Mass schooling cannot
be altered or reformed because any palliative from its killing religion will only be short-lived as
long as the massification machinery it represents remains in place. That's why all the well-publicized
"this-time-we-have-it-right"
alternatives to factory schooling fizzle out a decade after launch. Most
sooner.
Nothing in human
history gives us any reason to be optimistic that powerful social machinery, through its very existence,
doesn't lead to gross forms of oppression. If engines of mass control exist, the wrong hands will find the
switches sooner or later. That's
why standing armies, like the enormous one we now maintain, are an invitation
to serfdom. They will always, sooner
or later, go domestic. The more rationally engineered the machinery, the more certain its eventual corruption;
that's a bitter pill rationalists still
haven't learned to swallow.
We are, I think, at
one of those great points of choice in the human record where society gets to select from among widely
divergent futures. It's customary to say there will be no turning back from our choice, but that
is wrong. It would be more accurate to say that we will not be able to turn back from our next choice without a
great and dreadful grief. It is
best to heed the Amish counsel not to jump until you know where you're
going to land.
Not jumping at this
moment in time means rejecting further centralization of children in government schooling. It means
rejecting every attempt to nationalize the religious enterprise of institutional schooling. If centralizers
prevail, the connection between
schooling and work will become total; if decentralizers prevail it will
be diffuse, irregular, and for
many kinds of work, as utterly insignificant as it should be. Experts have consistently misdiagnosed and
misdefined the problem of schooling. The problem is not that children don't learn to read, write, and do
arithmetic well — the problem is that
kids hardly learn at all from the way schools insist on teaching.
Schools desperately need a vision
of their own purpose. It was never factually true that all young people learn
to read or do arithmetic by being
"taught" these things — though for many decades that has been the masquerade.

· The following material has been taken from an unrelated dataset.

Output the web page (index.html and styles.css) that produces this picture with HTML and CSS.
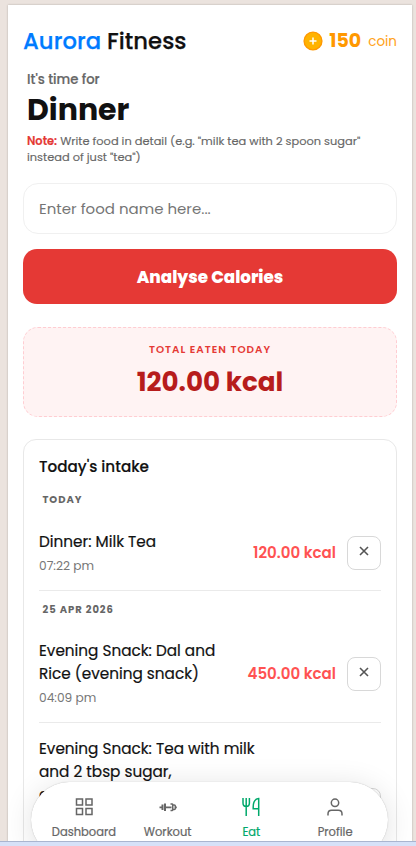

When children are stripped of a primary
experience base as confinement schooling must do to justify its existence, the natural sequence of
learning is destroyed, a sequence which
puts experience first. Only much later, after a long bath in experience,
does the thin gruel
of abstraction mean very much. We haven't "forgotten" this;
there is just no profit in
remembering it for the businesses and people who make their bread and
butter from monopoly schooling.
The relentless
rationalization of the school world has left the modern student a prisoner
of low-grade vocational
activities. He lives in a disenchanted world without meaning. Our cultural dilemma here in the United
States has little to do with children who don't read, but lies instead in finding a way to restore meaning and
purpose to modern life. Any system
of values that accepts the transformation of the world into machinery and
the construction of pens for the
young called schools, necessarily rejects this search for meaning.
Schools at present
are the occupation of children; children have become employees, pensioners of the government at an
early age. But government jobs are frequently not really jobs at all — that certainly is the case in the
matter of being a schoolchild. There is
nothing or very little to do in school, but one thing is demanded — that
children must attend, condemned to
hours of desperation, pretending to do a job that doesn't exist. At the end of the day, tired, fed up, full
of aggression, their families feel the accumulated tedium of their pinched lives. Government jobs for children
have broken the spirit of our people.
They don't know their own history, nor would they care to.
In a short time such
a system becomes addictive. Even when efforts are made to find real work for children to do, they often
drift back to meaningless busywork. Anyone who has ever tried to lead students into generating lines of meaning
in their own lives will have felt
the resistance, the hostility even, with which broken children fight to be left
alone. They prefer the illness
they have become accustomed to. As the school day and year enlarge, students may be seen as people
forbidden to leave their offices, as people hemmed in by an invisible fence, complaining but timid.
Schools thus consume most of the
people they incarcerate.
School curricula are
like unwholesome economies. They don't deal in basic industries of mind, but instead try to be
"popular," dealing in the light stuff in an effort to hold down rebellion. That's why we can't read
Paine's Common Sense anymore, often can't read at all. Only one person in every sixteen, I'm told, reads more
than one book a year after
graduation from high school. Kids and teachers live day by day. That's
all you can do when you have a
runaway inflation of expectations fueled by false promissory notes on the future issued by teachers and
television and other mythmakers in our culture. In the inflationary economy of mass schooling
— with its "A's" and gold stars and handshakes and trophies tied to nothing real — you
cease to plan. You're just happy to make it to the weekend.
Once the inflation of
dishonesty is perceived, the curriculum can only be imposed by intimidation, by a dizzapie of bells
and horns, by confusion. With inflation of the school variety, a gun is held to your head by the State, demanding
you acknowledge that school time
is valuable; otherwise everyone would leave except the teachers who are being
paid.
4 My reference is to the greatest of the
old "Lights Out" radio shows I heard long ago in Monongahela, in
which university scientists messing
around with a chicken heart find a way to make it grow indefinitely,
sort of like what schools are doing. It bursts from the laboratory and extends across the entire planet,
suffocating every other living thing. The show is purportedly broadcast from an
airplane flying over the global
chicken heart until it runs out of fuel, crashes into the throbbing
organ and is devoured with a giant sucking sound.